Barbara Collingwood married Major Oscar Theodor Gnosspelius (1878-1953), a civil-engineer who built monoplanes and conducted early aeronautic experiments on Lake Windermere, many of which are documented in his notebooks and photo albums. They had one child, Janet Gnosspelius (1927-2010), who forged a career as an architect and historian. We have her to thank for the care and collection of her family's archive. Janet's architecture files, diaries, correspondence, and extensive family history research are held within the collection.

Access Information

Access is available by prior appointment.

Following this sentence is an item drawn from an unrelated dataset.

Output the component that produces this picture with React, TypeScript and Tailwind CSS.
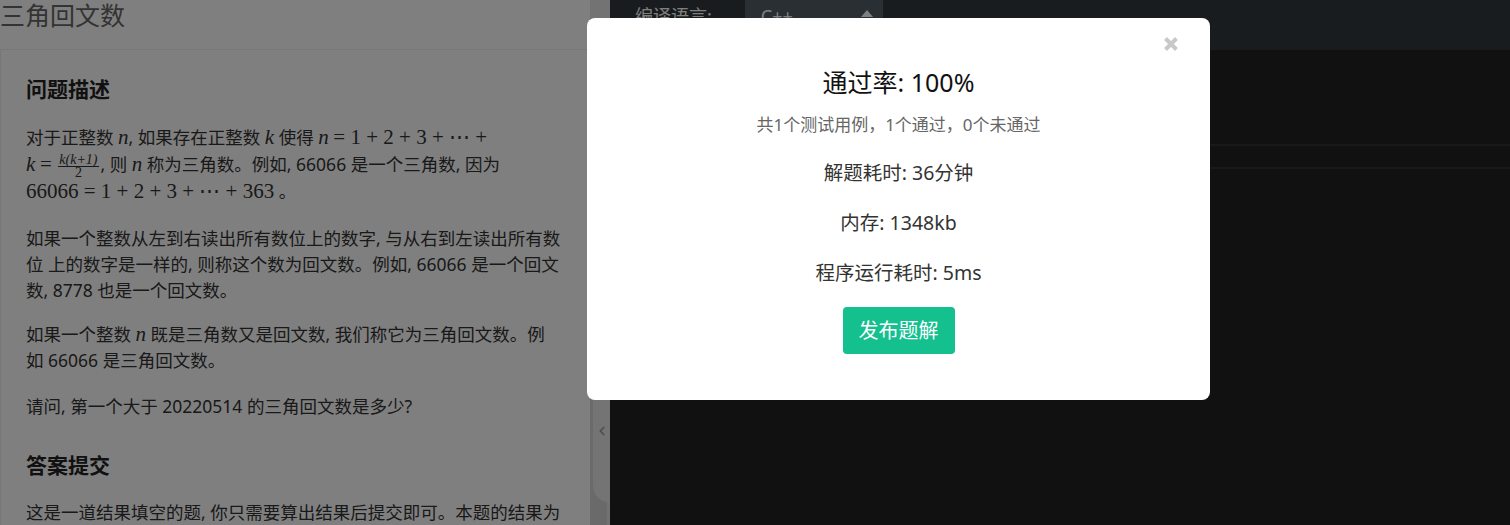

Shelved in Salisbury stack.

Conditions Governing Use

The correspondence section of this archive covers a wide date range (1825-2004). Letters from the mid-20th century onwards are likely to contain personal data regarding living individuals. This data is subject to the General Data Protection Regulation (GDPR) and Data Protection Act 2018. Access to original documents is permitted upon completion of a Data Protection Declaration. Photography of original documents is not permitted. Other material is in copyright until 2039 under the terms of the Copyright, Designs and Patents Act 1988. Photography is permitted only upon completion of a Copyright Declaration, confirming your intention to use the images under an exemption for private research and study. It is your responsibility to seek and obtain the copyright holder's permission to reproduce images for purposes other than private research.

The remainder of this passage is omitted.